Ninguém se atrevia a compará-lo com outro. Não perto dele. Observe os instrumentos!? Estão anos luz abaixo da voz. Colocava uma camisa azul de manga comprida para agradá-lo. Vestia-se como se fosse a um baile. Brindava serenemente sua saúde e sua voz, que segundo ele, melhorava a cada ano. As pernas miúdas cruzadas, o cigarro nos dedos curtos, os lisos cabelos penteados, o pano de prato forrado sobre a mesa e sua gagueira charmosa, fazendo questão de comentar as frases de amor como se as ouvissem pela primeira vez. Não se sabe ao certo qual dos dois eram mais tímidos.
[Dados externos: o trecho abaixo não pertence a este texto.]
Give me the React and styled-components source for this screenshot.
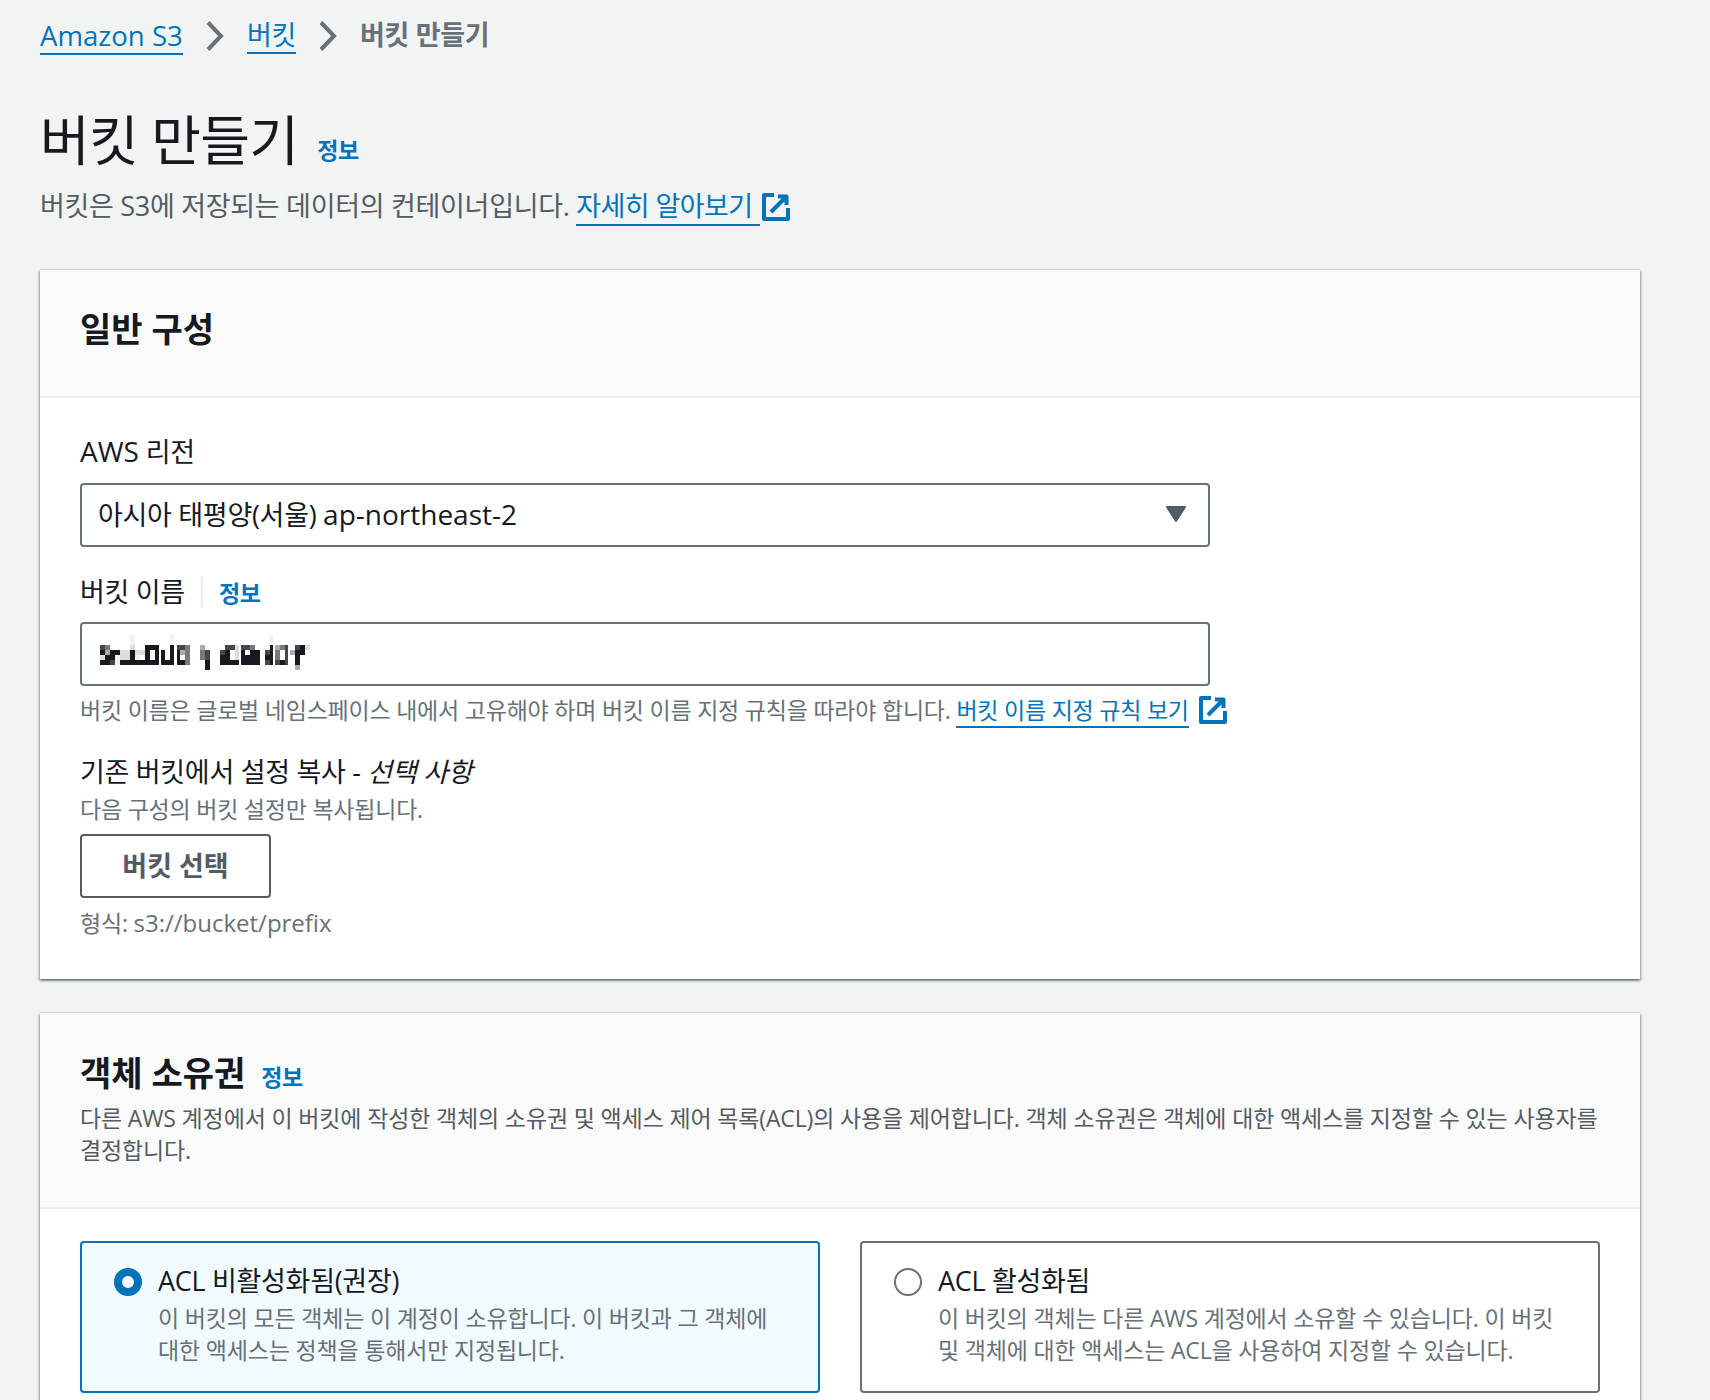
import styled, { createGlobalStyle } from "styled-components";

const GlobalStyle = createGlobalStyle`
  body {
    margin: 0;
    background-color: #f2f3f3;
    font-family: "Open Sans", "Noto Sans CJK KR", sans-serif;
    color: #16191f;
  }
`;

const Page = styled.div`
  width: 1600px;
  height: 1400px;
  overflow: hidden;
  padding: 16px 70px 0 40px;
`;

const Breadcrumb = styled.nav`
  display: flex;
  align-items: center;
  height: 40px;
  font-size: 27px;
  letter-spacing: -0.3px;
`;

const CrumbLink = styled.a`
  color: #0073bb;
  border-bottom: 2px solid #0073bb;
  line-height: 34px;
`;

const CrumbCurrent = styled.span`
  color: #687078;
  font-weight: 700;
  line-height: 34px;
  padding-bottom: 2px;
`;

const Chevron = styled.svg`
  width: 18px;
  height: 30px;
  margin: 0 23px;
  fill: none;
  stroke: #687078;
  stroke-width: 4;
`;

const TitleRow = styled.div`
  display: flex;
  align-items: flex-end;
  gap: 19px;
  margin-top: 48px;
`;

const Title = styled.h1`
  margin: 0;
  font-size: 54px;
  font-weight: 400;
  letter-spacing: -0.7px;
  line-height: 72px;
`;

const Info = styled.a`
  color: #0073bb;
  font-size: 23px;
  font-weight: 700;
  letter-spacing: -0.3px;
`;

const TitleInfo = styled(Info)`
  line-height: 32px;
  margin-bottom: 10px;
`;

const Lead = styled.p`
  margin: 10px 0 0;
  font-size: 27px;
  letter-spacing: -0.3px;
  line-height: 40px;
  color: #545b64;
`;

const TextLink = styled.a`
  color: #0073bb;
  border-bottom: 2px solid #0073bb;
  padding-right: ${(p) => p.$trail || 0}px;
  letter-spacing: ${(p) => p.$track || "inherit"};
`;

const ExternalIcon = styled.svg`
  width: 28px;
  height: 28px;
  margin-left: ${(p) => p.$gap}px;
  vertical-align: -5px;
  fill: none;
  stroke: #0073bb;
  stroke-width: 4;
  stroke-linejoin: round;
`;

const Latin = styled.span`
  font-size: ${(p) => p.$size}px;
  letter-spacing: 0;
`;

const Card = styled.section`
  background-color: #fff;
  margin-top: ${(p) => p.$top}px;
  box-shadow: 0 2px 2px rgba(0, 28, 36, 0.45), 2px 1px 2px rgba(0, 28, 36, 0.15),
    -2px 1px 2px rgba(0, 28, 36, 0.15), 0 -1px 1px rgba(0, 28, 36, 0.1);
`;

const CardHeader = styled.header`
  background-color: #fafafa;
  border-bottom: 2px solid #eaeded;
  padding: ${(p) => p.$pad};
`;

const CardTitleRow = styled.div`
  display: flex;
  align-items: baseline;
  gap: 16px;
`;

const CardTitle = styled.h2`
  margin: 0;
  font-size: 34px;
  font-weight: 700;
  line-height: 44px;
`;

const CardDesc = styled.p`
  margin: 7px 0 0;
  font-size: 23px;
  letter-spacing: -0.15px;
  line-height: 32px;
  color: #545b64;
`;

const CardBody = styled.div`
  padding: ${(p) => p.$pad};
`;

const Label = styled.div`
  margin-top: ${(p) => p.$top || 0}px;
  font-size: 27px;
  letter-spacing: -0.3px;
  line-height: 36px;
`;

const LabelRow = styled.div`
  display: flex;
  align-items: center;
  margin-top: 23px;
  height: 44px;
`;

const Divider = styled.span`
  width: 2px;
  height: 30px;
  background-color: #eaeded;
  margin: 0 16px;
`;

const Field = styled.div`
  display: flex;
  align-items: center;
  justify-content: space-between;
  box-sizing: border-box;
  width: 1130px;
  height: 64px;
  margin-top: ${(p) => p.$top}px;
  padding: 0 16px 3px;
  background-color: #fff;
  border: 2px solid #687078;
  border-radius: 4px;
  font-size: 27px;
  letter-spacing: -0.3px;
`;

const Caret = styled.svg`
  width: 24px;
  height: 20px;
  margin-right: 4px;
  fill: #545b64;
  stroke: #545b64;
  stroke-width: 2;
  stroke-linejoin: round;
`;

const Mosaic = styled.svg`
  width: 210px;
  height: 35px;
  margin-left: 2px;
`;

const Hint = styled.p`
  margin: ${(p) => p.$top}px 0 0;
  font-size: 23px;
  letter-spacing: -0.22px;
  line-height: 32px;
  color: #687078;
`;

const SecondaryButton = styled.button`
  display: block;
  width: 191px;
  height: 64px;
  margin-top: 9px;
  padding: 0 0 4px;
  background-color: #fff;
  border: 2px solid #545b64;
  border-radius: 4px;
  color: #545b64;
  font: 700 27px "Open Sans", "Noto Sans CJK KR", sans-serif;
`;

const RadioGrid = styled.div`
  display: grid;
  grid-template-columns: 1fr 1fr;
  gap: 40px;
`;

const RadioCard = styled.div`
  display: flex;
  gap: 16px;
  box-sizing: border-box;
  height: 152px;
  padding: 20px 32px;
  border: 2px solid ${(p) => (p.$selected ? "#0073bb" : "#687078")};
  border-radius: 4px;
  background-color: ${(p) => (p.$selected ? "#f1faff" : "#fff")};
`;

const RadioDot = styled.span`
  flex: none;
  box-sizing: border-box;
  width: 28px;
  height: 28px;
  margin-top: 5px;
  border-radius: 50%;
  background-color: #fff;
  border: ${(p) => (p.$selected ? "8px solid #0073bb" : "2px solid #687078")};
`;

const RadioTitle = styled.div`
  font-size: 27px;
  letter-spacing: -0.3px;
  line-height: 36px;
`;

const RadioDesc = styled.div`
  margin-top: 3px;
  font-size: 23px;
  letter-spacing: -0.18px;
  line-height: 32px;
  color: #687078;
`;

// bucket name is pixelated in the picture, one string per mosaic row, digit = darkness
const MOSAIC_ROWS = [
  "000000100000001000000000000000000010000000",
  "000000100000001000000000000000000010000000",
  "540000200666006554003000055255400063450562",
  "636622622606606634004500560260660564053660",
  "266122610616606604004500660266660664050600",
  "665166666666666664000600666666660565650600",
  "000000000000000000000600000000000000000300",
];
const MOSAIC_SHADES = ["", "#f2f2f2", "#dcdcdc", "#a9abad", "#77797d", "#44474c", "#16191f"];
// white slits between the letters: [x, width]
const MOSAIC_GAPS = [[59, 2], [74, 3], [139, 2], [162, 3], [173, 2], [188, 2]];

const NameMosaic = () => (
  <Mosaic viewBox="0 0 210 35" shapeRendering="crispEdges">
    {MOSAIC_ROWS.map((row, y) =>
      [...row].map((cell, x) =>
        cell === "0" ? null : (
          <rect key={`${x}-${y}`} x={x * 5} y={y * 5} width="5" height="5" fill={MOSAIC_SHADES[cell]} />
        )
      )
    )}
    {MOSAIC_GAPS.map(([x, w]) => (
      <rect key={x} x={x} y="0" width={w} height="35" fill="#fff" />
    ))}
  </Mosaic>
);

const External = ({ gap }) => (
  <ExternalIcon $gap={gap} viewBox="0 0 28 28">
    <path d="M12 2H2v24h24V15" />
    <path d="M16 3.500h8.500V12" />
    <path d="M24 4L9 19" />
  </ExternalIcon>
);

const CrumbChevron = () => (
  <Chevron viewBox="0 0 18 30">
    <path d="M2 1.500L15 15 2 28.500" />
  </Chevron>
);

const App = () => {
  return (
    <>
      <GlobalStyle />
      <Page>
        <Breadcrumb>
          <CrumbLink>
            <Latin $size={27.6}>Amazon S3</Latin>
          </CrumbLink>
          <CrumbChevron />
          <CrumbLink>버킷</CrumbLink>
          <CrumbChevron />
          <CrumbCurrent>버킷 만들기</CrumbCurrent>
        </Breadcrumb>
        <TitleRow>
          <Title>버킷 만들기</Title>
          <TitleInfo>정보</TitleInfo>
        </TitleRow>
        <Lead>
          버킷은 S3에 저장되는 데이터의 컨테이너입니다.{" "}
          <TextLink $trail={8} $track="-0.6px">자세히 알아보기</TextLink>
          <External gap={2} />
        </Lead>
        <Card $top={44}>
          <CardHeader $pad="37px 40px 45px">
            <CardTitle>일반 구성</CardTitle>
          </CardHeader>
          <CardBody $pad="35px 40px 40px">
            <Label>
              <Latin $size={28}>AWS</Latin> 리전
            </Label>
            <Field $top={13}>
              <span>
                아시아 태평양(서울) <Latin $size={28}>ap-northeast-2</Latin>
              </span>
              <Caret viewBox="0 0 24 20">
                <path d="M3 3h18L12 17z" />
              </Caret>
            </Field>
            <LabelRow>
              <Label>버킷 이름</Label>
              <Divider />
              <Info>정보</Info>
            </LabelRow>
            <Field $top={8}>
              <NameMosaic />
            </Field>
            <Hint $top={8}>
              버킷 이름은 글로벌 네임스페이스 내에서 고유해야 하며 버킷 이름 지정 규칙을 따라야 합니다.{" "}
              <TextLink>버킷 이름 지정 규칙 보기</TextLink>
              <External gap={10} />
            </Hint>
            <Label $top={28}>
              기존 버킷에서 설정 복사 - <em>선택 사항</em>
            </Label>
            <Hint $top={3}>다음 구성의 버킷 설정만 복사됩니다.</Hint>
            <SecondaryButton>버킷 선택</SecondaryButton>
            <Hint $top={9}>
              형식: <Latin $size={24}>s3://bucket/prefix</Latin>
            </Hint>
          </CardBody>
        </Card>
        <Card $top={34}>
          <CardHeader $pad="38px 40px 41px">
            <CardTitleRow>
              <CardTitle>객체 소유권</CardTitle>
              <Info>정보</Info>
            </CardTitleRow>
            <CardDesc>
              다른 AWS 계정에서 이 버킷에 작성한 객체의 소유권 및 액세스 제어 목록(ACL)의 사용을 제어합니다. 객체 소유권은 객체에 대한 액세스를 지정할 수 있는 사용자를 결정합니다.
            </CardDesc>
          </CardHeader>
          <CardBody $pad="32px 40px 60px">
            <RadioGrid>
              <RadioCard $selected>
                <RadioDot $selected />
                <div>
                  <RadioTitle>ACL 비활성화됨(권장)</RadioTitle>
                  <RadioDesc>이 버킷의 모든 객체는 이 계정이 소유합니다. 이 버킷과 그 객체에 대한 액세스는 정책을 통해서만 지정됩니다.</RadioDesc>
                </div>
              </RadioCard>
              <RadioCard>
                <RadioDot />
                <div>
                  <RadioTitle>ACL 활성화됨</RadioTitle>
                  <RadioDesc>이 버킷의 객체는 다른 AWS 계정에서 소유할 수 있습니다. 이 버킷 및 객체에 대한 액세스는 ACL을 사용하여 지정할 수 있습니다.</RadioDesc>
                </div>
              </RadioCard>
            </RadioGrid>
          </CardBody>
        </Card>
      </Page>
    </>
  );
};

export default App;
Conhece-se muito de uma pessoa pelas coisas que ela admira. Como no Brasil do século XXI passou-se a admirar o inadmirável, a contemplar o não talento e a vislumbrar o não vislumbrável, o dia do índio deixou de ser uma mera data comemorativa para se tornar a segunda data do calendário anual mais importante para ele, perdendo apenas para o 28 de junho – dia de São Pedro e de seu próprio aniversário. E o pior de tudo é que nem de índio o tio Marcos gostava.